Measuring your candidate experience results and data

Some areas of your surveys will speak for themselves, and with others, you’ll have to pay close attention to spot tell-tale patterns that unveil previously unseen issues.

Speaking of spotting patterns, you should cross-reference the data from your surveys with other sources of feedback. You should already be scanning the job pages, review sites, and social media for comments about your interview process, your hiring team, and your business brand’s recruitment system as a whole.

None of your data is worth much if you don’t do anything with it

The most important part of gathering data is how you use the results to change the way you work.

Identifying your strengths gives you a platform to deliver more of the same through different departments. Finding out where you fall short creates opportunities to fix the flaws in your system.
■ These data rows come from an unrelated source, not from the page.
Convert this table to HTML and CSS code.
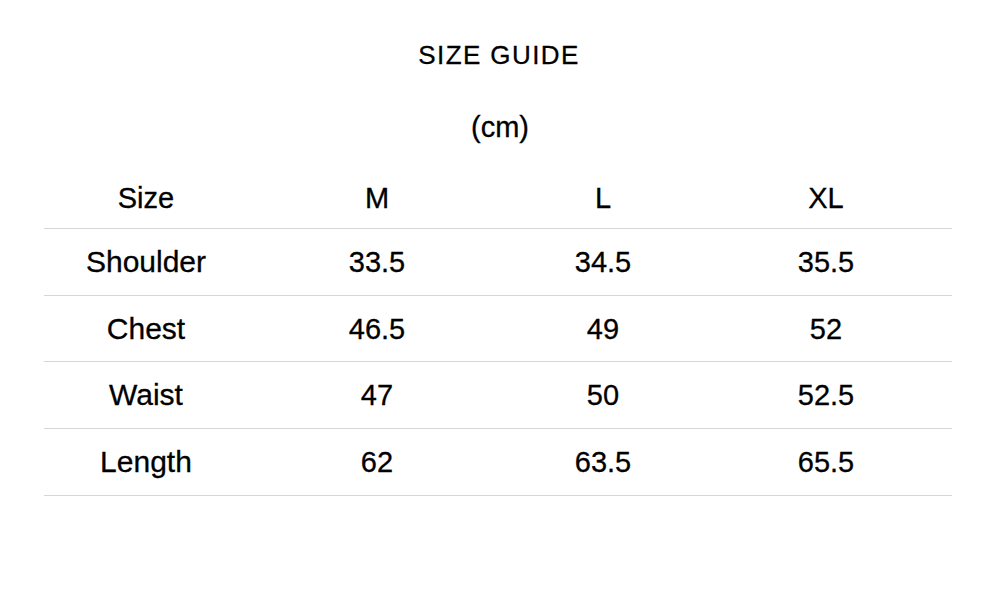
FILE: index.html
```html
<!DOCTYPE html>
<html lang="en">
<head>
<meta charset="utf-8">
<title>Size Guide</title>
<link rel="stylesheet" href="styles.css">
</head>
<body>
<main class="page">
  <h1 class="title">SIZE GUIDE</h1>
  <p class="unit">(cm)</p>
  <div class="table">
    <div class="row head">
      <div class="cell">Size</div>
      <div class="cell">M</div>
      <div class="cell">L</div>
      <div class="cell">XL</div>
    </div>
    <div class="row">
      <div class="cell label">Shoulder</div>
      <div class="cell">33.5</div>
      <div class="cell">34.5</div>
      <div class="cell">35.5</div>
    </div>
    <div class="row">
      <div class="cell label">Chest</div>
      <div class="cell">46.5</div>
      <div class="cell">49</div>
      <div class="cell">52</div>
    </div>
    <div class="row">
      <div class="cell label">Waist</div>
      <div class="cell">47</div>
      <div class="cell">50</div>
      <div class="cell">52.5</div>
    </div>
    <div class="row">
      <div class="cell label">Length</div>
      <div class="cell">62</div>
      <div class="cell">63.5</div>
      <div class="cell">65.5</div>
    </div>
  </div>
</main>
</body>
</html>
```

FILE: styles.css
```css
html, body {
  margin: 0;
  padding: 0;
  background: #ffffff;
}

body {
  font-family: "Liberation Sans", Arial, sans-serif;
  color: #000000;
  width: 1000px;
  height: 606px;
  overflow: hidden;
  -webkit-text-stroke: 0.3px #000000;
}

.page {
  padding: 35px 48px 0 44px;
  display: flex;
  flex-direction: column;
}

.title {
  margin: 0;
  font-size: 26px;
  font-weight: normal;
  letter-spacing: 1.4px;
  line-height: 40px;
  text-align: center;
  padding-left: 2px;
}

.unit {
  margin: 32px 0 0 0;
  font-size: 29px;
  line-height: 40px;
  text-align: center;
  padding-left: 4px;
}

.table {
  margin-top: 21px;
  width: 908px;
  display: flex;
  flex-direction: column;
}

.row {
  display: grid;
  grid-template-columns: 204px 258px 194px 252px;
  height: 65.7px;
  border-bottom: 1px solid #d6d6d6;
  align-items: center;
}

.row.head {
  height: 60px;
}

.cell {
  text-align: center;
  font-size: 29px;
  line-height: 32px;
}

.row .label {
  font-size: 30px;
}
```
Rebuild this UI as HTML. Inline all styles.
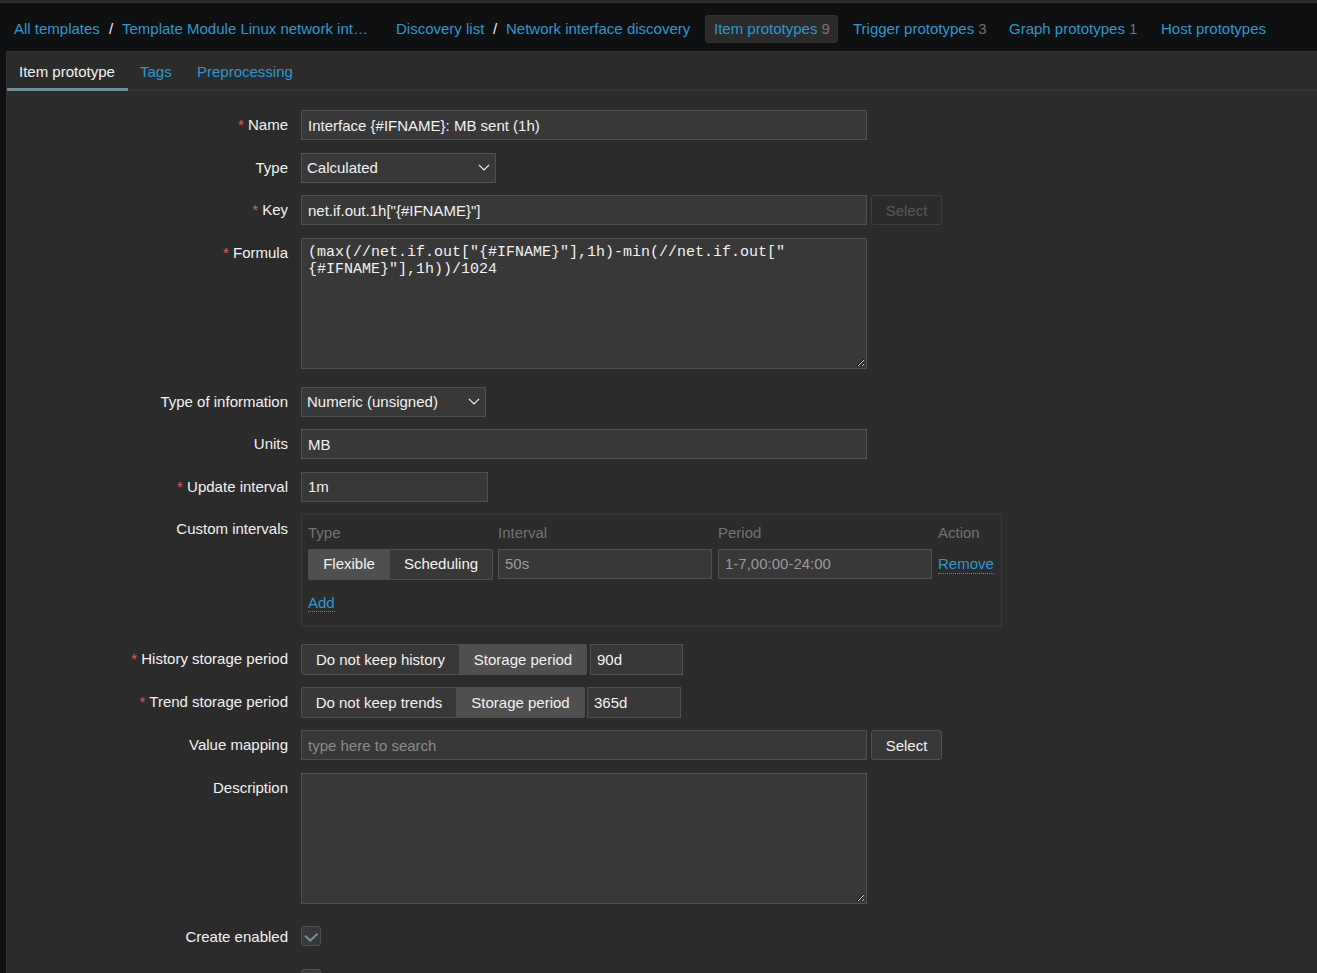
<!DOCTYPE html>
<html lang="en">
<head>
<meta charset="utf-8">
<title>Configuration of item prototypes</title>
<style>
*{box-sizing:border-box;margin:0;padding:0}
html,body{width:1317px;height:973px;overflow:hidden}
body{background:#0e1012;color:#f2f2f2;font-family:"Liberation Sans",Arial,sans-serif;font-size:15px;line-height:21px;position:relative}
a{color:#3097cf;text-decoration:none}
.abs{position:absolute}
.topstrip{left:0;top:0;width:1317px;height:3px;background:#2b2b2b;border-bottom:1px solid #323232}
.nav{top:18px;height:21px;white-space:nowrap}
.nav .sep{color:#f2f2f2}
.navsel{left:705px;top:15px;width:133px;height:28px;background:#2b2b2b;border:1px solid #303030;border-radius:3px}
.sup{color:#737373;margin-left:4px}
.panel{left:6px;top:51px;width:1320px;height:940px;background:#2b2b2b;border:1px solid #303030}
.tabline{left:7px;top:90px;width:1320px;height:1px;background:#383838}
.tabsel{left:7px;top:88px;width:121px;height:3px;background:#6f8a97}
.tab{top:61px;height:21px;white-space:nowrap}
.lbl{left:0;width:288px;text-align:right;height:21px;white-space:nowrap}
.req{color:#e45959}
.inp{background:#383838;border:1px solid #4f4f4f;height:30px;padding:4px 6px 3px 6px;white-space:nowrap;overflow:hidden}
.ro{color:#9a9a9a}
.ph{color:#8a8a8a}
.btn{background:#383838;border:1px solid #4f4f4f;border-radius:3px;height:30px;text-align:center;line-height:28px;padding-top:1px}
.btn.dis{background:transparent;border-color:#3d3d3d;color:#575757}
.seg{height:31px;border:1px solid #4f4f4f;text-align:center;line-height:28px;background:#383838;padding-top:0}
.seg.on{background:#4f4f4f}
.seg.lo{padding-top:1px}
.mono{font-family:"Liberation Mono","DejaVu Sans Mono",monospace;font-size:15px;line-height:17px;white-space:pre}
.th{color:#737373}
.dotted{border-bottom:1px dotted #3097cf}
.cb{width:20px;height:20px;border:1px solid #4f4f4f;border-radius:3px;background:#383838}
</style>
</head>
<body>
<div class="abs topstrip"></div>

<!-- breadcrumbs -->
<div class="abs nav" style="left:14px"><a>All templates</a></div>
<div class="abs nav sep" style="left:109px"><span class="sep">/</span></div>
<div class="abs nav" style="left:122px"><a>Template Module Linux network int…</a></div>
<div class="abs nav" style="left:396px"><a>Discovery list</a></div>
<div class="abs nav sep" style="left:493px"><span class="sep">/</span></div>
<div class="abs nav" style="left:506px"><a>Network interface discovery</a></div>
<div class="abs navsel"></div>
<div class="abs nav" style="left:714px"><a>Item prototypes</a><span class="sup">9</span></div>
<div class="abs nav" style="left:853px"><a>Trigger prototypes</a><span class="sup">3</span></div>
<div class="abs nav" style="left:1009px"><a>Graph prototypes</a><span class="sup">1</span></div>
<div class="abs nav" style="left:1161px"><a>Host prototypes</a></div>

<!-- panel -->
<div class="abs panel"></div>
<div class="abs tabline"></div>
<div class="abs tabsel"></div>
<div class="abs tab" style="left:19px">Item prototype</div>
<div class="abs tab" style="left:140px"><a>Tags</a></div>
<div class="abs tab" style="left:197px"><a>Preprocessing</a></div>

<!-- Name -->
<div class="abs lbl" style="top:114px"><span class="req">*</span> Name</div>
<div class="abs inp" style="left:301px;top:110px;width:566px">Interface {#IFNAME}: MB sent (1h)</div>

<!-- Type -->
<div class="abs lbl" style="top:157px">Type</div>
<div class="abs inp" style="left:301px;top:153px;width:195px;padding-left:5px;padding-top:3px">Calculated</div>
<svg class="abs" style="left:477px;top:163px" width="14" height="10" viewBox="0 0 14 10"><path d="M1.9 1.9 L7 7 L12.1 1.9" fill="none" stroke="#f2f2f2" stroke-width="1.2"/></svg>

<!-- Key -->
<div class="abs lbl" style="top:199px"><span class="req">*</span> Key</div>
<div class="abs inp" style="left:301px;top:195px;width:566px">net.if.out.1h["{#IFNAME}"]</div>
<div class="abs btn dis" style="left:871px;top:195px;width:71px">Select</div>

<!-- Formula -->
<div class="abs lbl" style="top:242px"><span class="req">*</span> Formula</div>
<div class="abs inp mono" style="left:301px;top:238px;width:566px;height:131px;padding:5px 6px">(max(//net.if.out["{#IFNAME}"],1h)-min(//net.if.out["
{#IFNAME}"],1h))/1024</div>
<svg class="abs rz" style="left:857px;top:359px" width="7" height="7" viewBox="0 0 7 7" shape-rendering="crispEdges"><path fill="#0c0c0c" d="M0 6h1v1h-1zM1 5h1v1h-1zM2 4h1v1h-1zM3 3h1v1h-1zM4 2h1v1h-1zM5 1h1v1h-1zM6 0h1v1h-1zM4 6h1v1h-1zM5 5h1v1h-1zM6 4h1v1h-1z"/><path fill="#d4d4d4" d="M1 6h1v1h-1zM2 5h1v1h-1zM3 4h1v1h-1zM4 3h1v1h-1zM5 2h1v1h-1zM6 1h1v1h-1zM5 6h1v1h-1zM6 5h1v1h-1z"/></svg>

<!-- Type of information -->
<div class="abs lbl" style="top:391px">Type of information</div>
<div class="abs inp" style="left:301px;top:387px;width:185px;padding-left:5px;padding-top:3px">Numeric (unsigned)</div>
<svg class="abs" style="left:467px;top:397px" width="14" height="10" viewBox="0 0 14 10"><path d="M1.9 1.9 L7 7 L12.1 1.9" fill="none" stroke="#f2f2f2" stroke-width="1.2"/></svg>

<!-- Units -->
<div class="abs lbl" style="top:433px">Units</div>
<div class="abs inp" style="left:301px;top:429px;width:566px">MB</div>

<!-- Update interval -->
<div class="abs lbl" style="top:476px"><span class="req">*</span> Update interval</div>
<div class="abs inp" style="left:301px;top:472px;width:187px;padding-top:3px">1m</div>

<!-- Custom intervals -->
<div class="abs lbl" style="top:518px">Custom intervals</div>
<div class="abs" style="left:301px;top:514px;width:701px;height:113px;border:1px solid #383838"></div>
<div class="abs th" style="left:308px;top:522px">Type</div>
<div class="abs th" style="left:498px;top:522px">Interval</div>
<div class="abs th" style="left:718px;top:522px">Period</div>
<div class="abs th" style="left:938px;top:522px">Action</div>
<div class="abs seg on" style="left:308px;top:549px;width:82px;border-radius:2px 0 0 2px">Flexible</div>
<div class="abs seg" style="left:389px;top:549px;width:104px;border-radius:0 2px 2px 0">Scheduling</div>
<div class="abs inp ro" style="left:498px;top:549px;width:214px;padding-top:3px">50s</div>
<div class="abs inp ro" style="left:718px;top:549px;width:214px;padding-top:3px">1-7,00:00-24:00</div>
<div class="abs" style="left:938px;top:553px"><a class="dotted" style="padding-bottom:1px">Remove</a></div>
<div class="abs" style="left:308px;top:592px"><a class="dotted">Add</a></div>

<!-- History storage period -->
<div class="abs lbl" style="top:648px"><span class="req">*</span> History storage period</div>
<div class="abs seg lo" style="left:301px;top:644px;width:159px;border-radius:2px 0 0 2px">Do not keep history</div>
<div class="abs seg on lo" style="left:459px;top:644px;width:128px;border-radius:0 2px 2px 0">Storage period</div>
<div class="abs inp" style="left:590px;top:644px;width:93px;height:31px">90d</div>

<!-- Trend storage period -->
<div class="abs lbl" style="top:691px"><span class="req">*</span> Trend storage period</div>
<div class="abs seg lo" style="left:301px;top:687px;width:156px;border-radius:2px 0 0 2px">Do not keep trends</div>
<div class="abs seg on lo" style="left:456px;top:687px;width:129px;border-radius:0 2px 2px 0">Storage period</div>
<div class="abs inp" style="left:587px;top:687px;width:94px;height:31px">365d</div>

<!-- Value mapping -->
<div class="abs lbl" style="top:734px">Value mapping</div>
<div class="abs inp ph" style="left:301px;top:730px;width:566px">type here to search</div>
<div class="abs btn" style="left:871px;top:730px;width:71px">Select</div>

<!-- Description -->
<div class="abs lbl" style="top:777px">Description</div>
<div class="abs inp" style="left:301px;top:773px;width:566px;height:131px"></div>
<svg class="abs rz" style="left:857px;top:894px" width="7" height="7" viewBox="0 0 7 7" shape-rendering="crispEdges"><path fill="#0c0c0c" d="M0 6h1v1h-1zM1 5h1v1h-1zM2 4h1v1h-1zM3 3h1v1h-1zM4 2h1v1h-1zM5 1h1v1h-1zM6 0h1v1h-1zM4 6h1v1h-1zM5 5h1v1h-1zM6 4h1v1h-1z"/><path fill="#d4d4d4" d="M1 6h1v1h-1zM2 5h1v1h-1zM3 4h1v1h-1zM4 3h1v1h-1zM5 2h1v1h-1zM6 1h1v1h-1zM5 6h1v1h-1zM6 5h1v1h-1z"/></svg>

<!-- Create enabled -->
<div class="abs lbl" style="top:926px">Create enabled</div>
<div class="abs cb" style="left:301px;top:926px"></div>
<svg class="abs" style="left:301px;top:926px" width="20" height="20" viewBox="0 0 20 20"><path d="M4.1 9.6 L9.2 14.7 L16.5 7.7" fill="none" stroke="#7393a3" stroke-width="2"/></svg>

<!-- Discover -->
<div class="abs lbl" style="top:969px">Discover</div>
<div class="abs cb" style="left:301px;top:969px"></div>
</body>
</html>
Revamping all of your existing systems should be an on-going practice. Improving marketing, communication, delivery, engagement, and everything in-between areas can always be improved upon and should be. Creating a positive candidate experience is a goal that should keep evolving.

Conclusion

Each one of these areas can help your business performance—and that’s before you’ve even started to implement the changes you now know are so necessary.

The data you earn from your candidate experience surveys offer a wealth of information to your hiring team and within your business handling.

Don’t miss out on such a valuable opportunity to boost performance, confidence, sales, and of course, to spread the love, your business brand will thrive on.